3.Reinforcement learning

Learning through trial and error with rewards
Examples: Training robots to walk, teaching AI to play games like Chess or Go, and developing autonomous vehicles (Self-Driving Car Tech).

Features vs Labels.

These are fundamental building blocks of a dataset in supervised learning. Machine learning systems uses Relationships between Inputs to produce Predictions.

  • In algebra, a relationship is often written as y = ax + b:
    y is the label we want to predict
    a is the slope of the line
    x are the input values
    b is the intercept

  • With ML, a relationship is written as y = b + wx:

y is the label we want to predict
w is the weight (the slope)
x are the features (input values)
b is the intercept

  • In Machine Learning terminology, the label is the thing we want to predict.
    It is like the y in a linear graph.
    The correct answer we want the model to predict or classify. Labels represent what we want to know they exist only in supervised learning.

  • In Machine Learning terminology, the features are the input.
    They are like the x values in a linear graph
    The raw measurements or attributes fed into the model. Features describe what we know about each example the signal from which the model extracts patterns.

Standard Machine Learning workflow.

Every supervised ML project tends to follow the same familiar journey. You start by gathering raw data, then spend what feels like most of your time shaping it into useful features the X your model will actually learn from. Alongside that, you collect or figure out your labels the Y, the answers you're training the model to predict. Once you have both, you train your model on most of the data, hold a slice back to honestly test how well it generalised, and eventually ship it. But deployment isn't the finish line. The real world has a habit of drifting the data coming in six months from now won't look quite like what you trained on, and a model that nobody's watching will quietly degrade.

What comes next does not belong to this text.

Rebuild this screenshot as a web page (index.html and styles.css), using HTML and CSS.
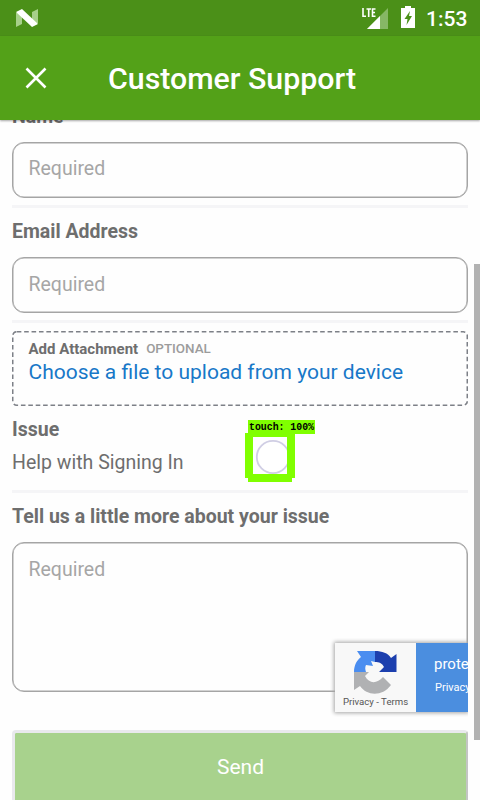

Unsupervised pipelines follow roughly the same shape, minus the label-wrangling. That part simply doesn't exist which is often why you're using unsupervised methods in the first place. The bigger shift is at evaluation time. There's no ground truth to score against, so instead of computing an error metric, you're sitting with a domain expert, looking at the clusters or representations the model found, and asking: does this actually mean something? Is this useful? It's a more ambiguous, more human kind of validation and honestly, often the most interesting part of the work.